II. – Cette disposition n’est applicable qu’aux sommes venant en déduction de l’impôt dû.
Article 5
I. – La perte de recettes pour l’État est compensée à due concurrence par la création d’une taxe additionnelle à l’accise sur les tabacs prévue au chapitre IV du titre Ier du livre III du code des impositions sur les biens et services.
II. – La charge pour les organismes de sécurité sociale est compensée à due concurrence par la majoration de l’accise sur les tabacs prévue au chapitre IV du titre Ier du livre III du code des impositions sur les biens et services.

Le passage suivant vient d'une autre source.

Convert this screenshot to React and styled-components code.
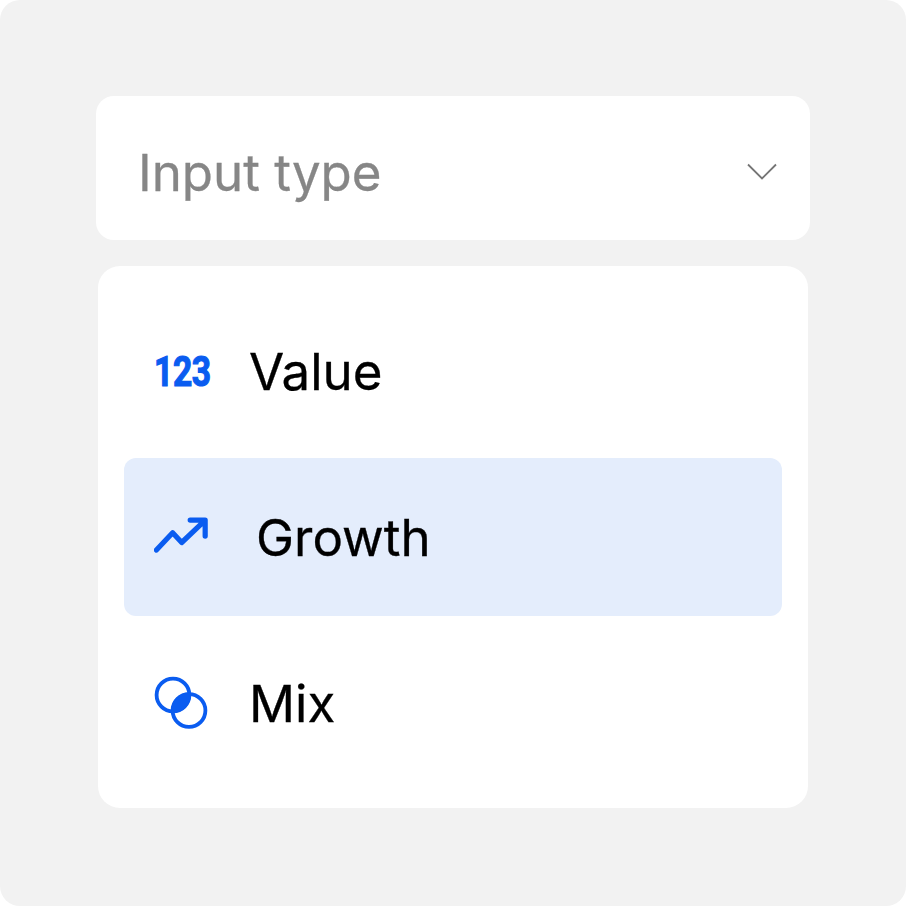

III. – La charge pour les collectivités territoriales est compensée à due concurrence par la majoration de la dotation globale de fonctionnement et, corrélativement pour l’État, par la création d’une taxe additionnelle à l’accise sur les tabacs prévue au chapitre IV du titre Ier du livre III du code des impositions sur les biens et services.